School Lockdown After Mercury Exposure

By: Maureen Magee and Hailey Persinger
Published: October 8, 2010

San Diego — Toler and Bay Park elementary schools were taken off lock down status at around 4:30 p.m.

UPDATE 4 p.m. - Mission Bay High School has been taken off lock down status and all students were sent home at about 3:25 p.m., said the San Diego Fire Department. Lock downs for Bay Park and Toler elementary schools are still in effect.

UPDATE 2:40 p.m. - About 140 students have been isolated and are being screened for mercury contamination at Mission Bay High School after officials found that they'd entered classrooms with dangerous levels of the substance.

Three San Diego schools were put on lockdown Friday after students were exposed to mercury during their morning school bus ride.

Hazmat teams were deployed to Mission Bay High School and Toler and Bay Park elementary schools before noon after learning that a student brought liquid mercury from home in a plastic film canister and showed it to several students.

Mercury is considered more dangerous when heated and inhaled as a vapor.

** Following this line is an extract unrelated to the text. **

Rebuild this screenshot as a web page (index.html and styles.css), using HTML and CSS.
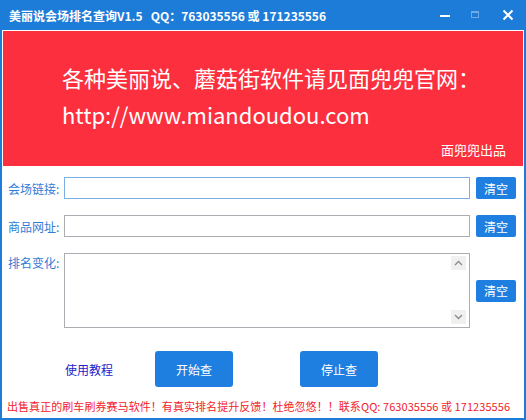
FILE: index.html
```html
<!DOCTYPE html>
<html lang="zh-CN">
<head>
<meta charset="utf-8">
<title>美丽说会场排名查询V1.5</title>
<link rel="stylesheet" href="styles.css">
</head>
<body>
<div class="window">
  <div class="titlebar">
    <span class="title">美丽说会场排名查询V1.5&nbsp;&nbsp;&nbsp;QQ：763035556 或 171235556</span>
    <div class="controls">
      <span class="ctl ctl-min"><svg width="12" height="12" viewBox="0 0 12 12"><rect x="1" y="6" width="10" height="2" fill="#fff"/></svg></span>
      <span class="ctl ctl-max"><svg width="12" height="12" viewBox="0 0 12 12"><rect x="2.5" y="2.5" width="7" height="6" fill="none" stroke="#6fa9e6" stroke-width="1"/><rect x="2.5" y="2.5" width="7" height="1.5" fill="#6fa9e6"/></svg></span>
      <span class="ctl ctl-close"><svg width="12" height="12" viewBox="0 0 12 12"><path d="M1.5 1.5 L10.5 10.5 M10.5 1.5 L1.5 10.5" stroke="#fff" stroke-width="2" fill="none"/></svg></span>
    </div>
  </div>
  <div class="client">
    <div class="banner">
      <div class="banner-line">各种美丽说、蘑菇街软件请见面兜兜官网：</div>
      <div class="banner-line">http://www.miandoudou.com</div>
      <div class="banner-credit">面兜兜出品</div>
    </div>
    <div class="form">
      <label class="label">会场链接:</label>
      <div class="field field-focus"></div>
      <button class="btn-clear">清空</button>

      <label class="label">商品网址:</label>
      <div class="field"></div>
      <button class="btn-clear">清空</button>

      <label class="label label-top">排名变化:</label>
      <div class="field area">
        <div class="scroll">
          <span class="arrow"><svg width="9" height="6" viewBox="0 0 9 6"><path d="M1 5 L4.5 1.5 L8 5" stroke="#8a8a8a" stroke-width="1.3" fill="none"/></svg></span>
          <span class="arrow"><svg width="9" height="6" viewBox="0 0 9 6"><path d="M1 1 L4.5 4.5 L8 1" stroke="#8a8a8a" stroke-width="1.3" fill="none"/></svg></span>
        </div>
      </div>
      <button class="btn-clear">清空</button>
    </div>
    <div class="actions">
      <a class="help">使用教程</a>
      <button class="btn-big">开始查</button>
      <button class="btn-big">停止查</button>
    </div>
    <div class="footer">出售真正的刷车刷券赛马软件！有真实排名提升反馈！杜绝忽悠！！联系QQ: 763035556 或 171235556</div>
  </div>
</div>
</body>
</html>
```
FILE: styles.css
```css
html, body {
  margin: 0;
  padding: 0;
}
body {
  width: 526px;
  height: 420px;
  overflow: hidden;
  font-family: "Noto Sans CJK SC", "Noto Sans", sans-serif;
}
.window {
  width: 526px;
  height: 420px;
  box-sizing: border-box;
  background: #1c7cd8;
  padding: 0 2px 2px;
  display: flex;
  flex-direction: column;
}
.titlebar {
  height: 30px;
  flex: none;
  display: flex;
  align-items: center;
  color: #fff;
}
.title {
  padding-left: 7px;
  font-size: 12px;
  font-weight: bold;
  white-space: nowrap;
}
.controls {
  margin-left: auto;
  display: flex;
  height: 30px;
}
.ctl {
  display: flex;
  align-items: center;
  justify-content: center;
}
.ctl-min { width: 26px; }
.ctl-max { width: 33px; }
.ctl-close { width: 33px; }
.client {
  flex: 1;
  background: #fff;
  padding: 1px;
  display: flex;
  flex-direction: column;
}
.banner {
  height: 135px;
  flex: none;
  box-sizing: border-box;
  background: #fc2f3e;
  color: #fff;
  padding: 28px 17px 0 59px;
}
.banner-line {
  font-size: 22px;
  line-height: 37px;
  white-space: nowrap;
}
.banner-credit {
  margin-top: 7px;
  font-size: 13px;
  line-height: 20px;
  text-align: right;
}
.form {
  display: grid;
  grid-template-columns: 50px 406px 40px;
  grid-template-rows: 22px 22px 75px;
  column-gap: 6px;
  row-gap: 16px;
  padding: 11px 0 0 5px;
  align-items: center;
}
.label {
  font-size: 12px;
  color: #2f7dd6;
  white-space: nowrap;
}
.label-top {
  align-self: start;
  padding-top: 1px;
}
.field {
  height: 22px;
  box-sizing: border-box;
  border: 1px solid #abadb3;
  background: #fff;
}
.field-focus {
  border-color: #7aaee4;
}
.area {
  height: 75px;
  display: flex;
  justify-content: flex-end;
}
.scroll {
  width: 17px;
  display: flex;
  flex-direction: column;
  justify-content: space-between;
  padding: 2px 1px 3px 0;
}
.arrow {
  width: 15px;
  height: 14px;
  background: #f0f0f0;
  display: flex;
  align-items: center;
  justify-content: center;
}
.btn-clear {
  height: 22px;
  width: 40px;
  border: none;
  border-radius: 2px;
  background: #1f7fe0;
  color: #fff;
  font-family: "Noto Sans CJK SC", sans-serif;
  font-size: 12px;
  padding: 0;
}
.actions {
  display: flex;
  align-items: center;
  margin-top: 23px;
  padding-left: 62px;
}
.help {
  width: 90px;
  font-size: 12px;
  color: #2222cc;
}
.btn-big {
  width: 78px;
  height: 36px;
  border: none;
  border-radius: 3px;
  background: #1f7fe0;
  color: #fff;
  font-family: "Noto Sans CJK SC", sans-serif;
  font-size: 12px;
  padding: 0;
}
.btn-big + .btn-big {
  margin-left: 67px;
}
.footer {
  margin-top: 11px;
  padding-left: 4px;
  font-size: 11px;
  letter-spacing: 0.06px;
  line-height: 16px;
  color: #f2222a;
  white-space: nowrap;
}
```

After inspection, the toxic substance was found on student backpacks, clothing and other items. Hazmat officials confiscated those items and are decontaminating them.

All but two students on the bus were found to be uncontaminated. Those students have since been decontaminated and their belongings were confiscated for further decontamination. No students have shown signs of illness, San Diego Unified School District officials said.

Two classrooms were shown to have dangerous levels of mercury and are being aired out to speed up the decontamination process.

Parents were notified of the mercury exposure, according to the San Diego fire department.

The bus driver was found with high levels of mercury on his shoes and hazmat teams have been sent to his home, as well, officials said.

Mercury levels are tested on a scale of 1 to 10, with 10 being the highest. Maurice Luque with the San Diego Fire Department said most of the readings from the incident have come in at around 3. The bus driver's shoes tested at level 10.